Over the last few years, Google has experimented with different ways to hide or mask the URL in Chrome’s address bar. Each time, the company has gotten backlash from users because having access to the full URL of a webpage is important.

However, that hasn’t stopped Google from trying yet again. Android Police spotted some new flags in Chrome’s Dev and Canary channels of version 85 that modify the appearance and behaviour of the address bar. If you’re unfamiliar with Chrome flags and channels, flags are a tool used to enable and disable experimental features for testing. Chrome channels, on the other hand, are a variety of pre-release states ranging from Canary builds to Dev, Beta and eventually the stable release.

The main flag spotted by Android Police, called ‘Omnibox UI Hide Steady-State URL Path, Query and Ref,’ hides everything in the URL except the domain name. For example, if you went to “https://mobilesyrup.com/2020/06/11/sony-playstation-5-console-design/” Chrome would show “mobilesyrup.com” instead.

Chrome’s other flags modify this new behaviour. The first reveals the full address bar when you hover over it — by default, users have to click the bar to reveal the full address. As for the other flag, it hides the address bar once users interact with the page.

Along with the new flags, a Chromium Bug Tracker issue page was created to track these changes.

Hiding parts of the URL could help users detect illegitimate sites

Although Google hasn’t shared anything publicly about the change, Android Police notes that the company has previously argued hiding parts of the URL could improve security. For example, by hiding everything except for the domain name, it makes it easier for users — especially the less tech-savvy among us — to see if a website is legitimate or not.

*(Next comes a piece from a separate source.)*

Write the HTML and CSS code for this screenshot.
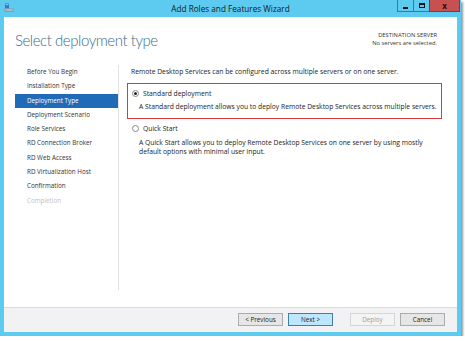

Considering the change to address bar behaviour could include the ability to reveal URLs by hovering over them with the mouse, I don’t think this change would be that egregious. It could actually help some users avoid phishing and other scams.

That said, it’s also worth noting that hiding parts of the URL could benefit Google. Android Police notes that Google’s Accelerated Mobile Pages (AMP) and similar technologies hope to keep people on Google-hosted content as much as possible. Chrome on Android already modifies the address bar on AMP pages to hide that Google hosts them. By bringing similar behaviour to desktop, it could lead to URLs becoming less relevant which could in turn impact the decentralized nature of the internet entirely.

Of course, a few flags in a pre-release version of Chrome don’t necessarily mean anything is going to change. Google experiments with its products and not every experiment reaches the stable release. If these changes do, and they cause enough problems for you, there are alternatives to Chrome available, some of which are quite good now.